Estou mesmo cansada de viver em clivagem religiosa lá em casa. Falo disso aqui porque já discuti o assunto antes com o interessado e porque é algo que está, realmente, a consumir-me. A tolerância tem sido uma rede que nos tem sustentado ao longo destes anos mas, sinceramente, estou cansada de consertá-la e os buracos parecem cada vez maiores. Com a idade, os relativismos e as coisas mal resolvidas vão-nos roendo os calcanhares e nem sempre é fácil encontrar respostas que sirvam a todos. Na maior parte das vezes, o consenso é uma má solução para todos os envolvidos. E o que fazer a partir daí?

21 março 2012

porém, outros defeitos me acometem

Um orgulho do caracinhas, logo para começar. A noção de crítica construtiva é um conceito que não compreendo completamente. Como é possível que nem tudo o que eu faça seja considerado perfeito? Todo o meu esboço nasce para obra-prima. Sou primogénita, é suposto isto ter saído tudo bem à primeira.

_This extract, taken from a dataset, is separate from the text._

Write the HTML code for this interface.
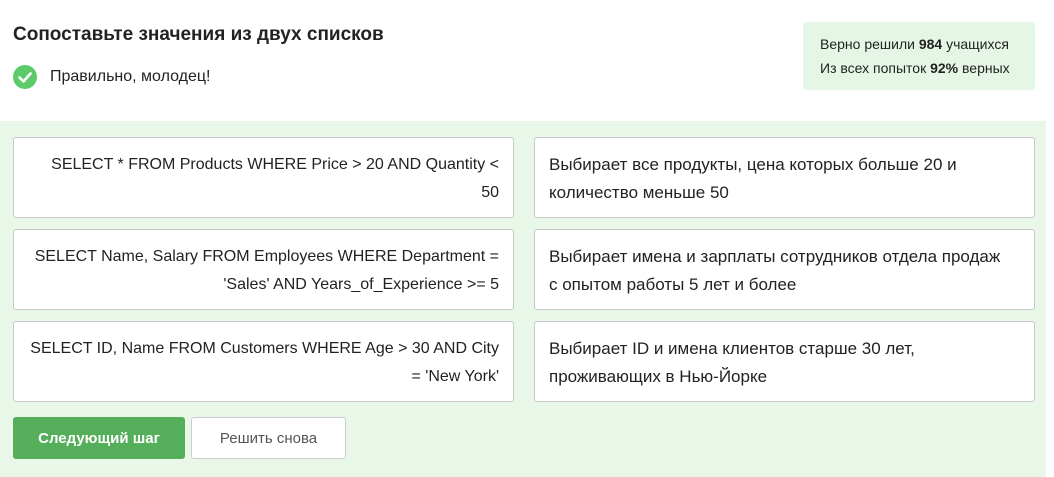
<!DOCTYPE html>
<html><head><meta charset="utf-8"><style>
body{margin:0;width:1054px;height:477px;background:#fff;font-family:"Liberation Sans",sans-serif;color:#222;position:relative;overflow:hidden}
.t{position:absolute;left:13px;top:24px;font-size:19px;font-weight:bold;color:#222}
.ok{position:absolute;left:13px;top:65px;font-size:16px;display:flex;align-items:center}
.ok svg{margin-right:13px}
.stat{position:absolute;left:803px;top:22px;width:232px;height:68px;background:#e6f6e6;border-radius:4px;font-size:14px;box-sizing:border-box;padding:10px 0 0 17px;line-height:24px;white-space:nowrap}
.g{position:absolute;left:0;top:121px;width:1046px;height:356px;background:#e8f7e8}
.b{position:absolute;background:#fff;border:1px solid #c8c8c8;border-radius:3px;box-sizing:border-box;width:501px;height:81px;font-size:16px;line-height:28px;padding:13px 14px 0 14px;white-space:nowrap}
.l{left:13px;text-align:right}.r{left:534px;width:501px;font-size:17px}
.btn{position:absolute;top:417px;height:42px;border-radius:3px;box-sizing:border-box;font-size:15px;display:flex;align-items:center;justify-content:center}
</style></head><body>
<div class="t">Сопоставьте значения из двух списков</div>
<div class="ok"><svg width="24" height="24" viewBox="0 0 24 24"><circle cx="12" cy="12" r="12" fill="#5ecb6b"/><path d="M6.5 12.5l4 4 7-8" stroke="#fff" stroke-width="2.6" fill="none" stroke-linecap="round" stroke-linejoin="round"/></svg>Правильно, молодец!</div>
<div class="stat">Верно решили <b>984</b> учащихся<br>Из всех попыток <b>92%</b> верных</div>
<div class="g"></div>
<div class="b l" style="top:137px">SELECT * FROM Products WHERE Price &gt; 20 AND Quantity &lt;<br>50</div>
<div class="b r" style="top:137px">Выбирает все продукты, цена которых больше 20 и<br>количество меньше 50</div>
<div class="b l" style="top:229px">SELECT Name, Salary FROM Employees WHERE Department =<br>'Sales' AND Years_of_Experience &gt;= 5</div>
<div class="b r" style="top:229px">Выбирает имена и зарплаты сотрудников отдела продаж<br>с опытом работы 5 лет и более</div>
<div class="b l" style="top:321px">SELECT ID, Name FROM Customers WHERE Age &gt; 30 AND City<br>= 'New York'</div>
<div class="b r" style="top:321px">Выбирает ID и имена клиентов старше 30 лет,<br>проживающих в Нью-Йорке</div>
<div class="btn" style="left:13px;width:172px;background:#55ae5a;color:#fff;font-weight:bold">Следующий шаг</div>
<div class="btn" style="left:191px;width:155px;background:#fff;border:1px solid #ccc;color:#555">Решить снова</div>
</body></html>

Ou de como as aulas de escrita criativa não servem apenas para me fazerem elogios mas também para me obrigarem arregaçar as mangas e navegar outras águas. Vamos a isso, então.

20 março 2012

in veja

Não compreendo isto do bicho que nos rói quando alguém tem/ é/ consegue alguma coisa e nós não. Acho que nunca senti verdadeiramente uma trinca desse género, porém testemunho o fenómeno. A minha sociopatia impede-me de dar grande importância às opiniões dos outros mas, estranhamente, alegro-me com as conquistas daqueles de quem gosto. Quanto aos restantes, tanto me faz. Que irracional esta amargura que nos faz remoer no por que é que ele assim e eu não? Que desperdício de energia. Que infrutífera actividade a de argumentar acerca da justiça da distribuição divina de sortes e azares; e, contudo, a inveja move tanta gente e paralisa tanta mais. Às vezes parece que a inveja é a última forma de relação com o outro num mundo virado para o seu próprio umbigo. O egocêntrico, em vez de ver, in veja.

19 março 2012

constatação pós fim-de-semana

É oficial: afinal já sou muito mais mãe-cota do que miúda-na-descontra. Onze crianças a correr pelo corredor durante três horas é muito mais agradável do que o mesmo período de tempo de pé, de saltos de oito centímetros, num concerto à pinha. Está visto que a solução para todos os problemas que tenho agora passa por render-me àqueles sapatos de farmácia.

17 março 2012

a vida kitsch

Cheira a roupa lavada e, algures lá dentro, o mais pequeno toca harmónica. Já fiz as compras semanais, abasteci-me na fruta e legumes, e fui buscar o bolo de aniversário à pastelaria. As manhãs de fim-de-semana têm este ritmo que me transporta no tempo e faz pensar que fizemos (os portugueses da minha geração) um looping espectacular e voltámos basicamente ao mesmo.
Nasci em 1979 e os anos 80 são mais do que uma referência de moda ou colectânea musical; são uma memória bem viva. O sabão Clarim com que esfrego as manchas teimosas (adeus tira-nódoas!) é o mesmo que usava a minha mãe. A festa de hoje terá porcarias intemporais: batatas-fritas, pães-de-leite com queijo e fiambre, gelatina, salame de chocolate (adeus bolos de pasta americana, e nem vislumbres de câpequeiques ou outras alucinações doces passageiras). Pela primeira vez na vida, vou fazer rissóis (sushi, onde andas tu?). O antiquíssimo carro que conduzimos, para além de antigo é velho, avaria, vai para a oficina e espera-se horas nas filas de autocarro. Ir para o Algarve é o sonho de férias que nos alimenta a fornalha dos dias sobrecarregados, cuja intensidade, ainda assim, é atípica de há décadas atrás. No dia em que tivermos de pagar para ver as séries a que ainda conseguimos aceder nos canais americanos, desconfio bem que terei de dar uma nova oportunidade às telenovelas. Ou então começo a jogar no Totobola. Não compreendo, portanto, como é que alguém do meu tempo, pode render-se ao novo acordo ortográfico.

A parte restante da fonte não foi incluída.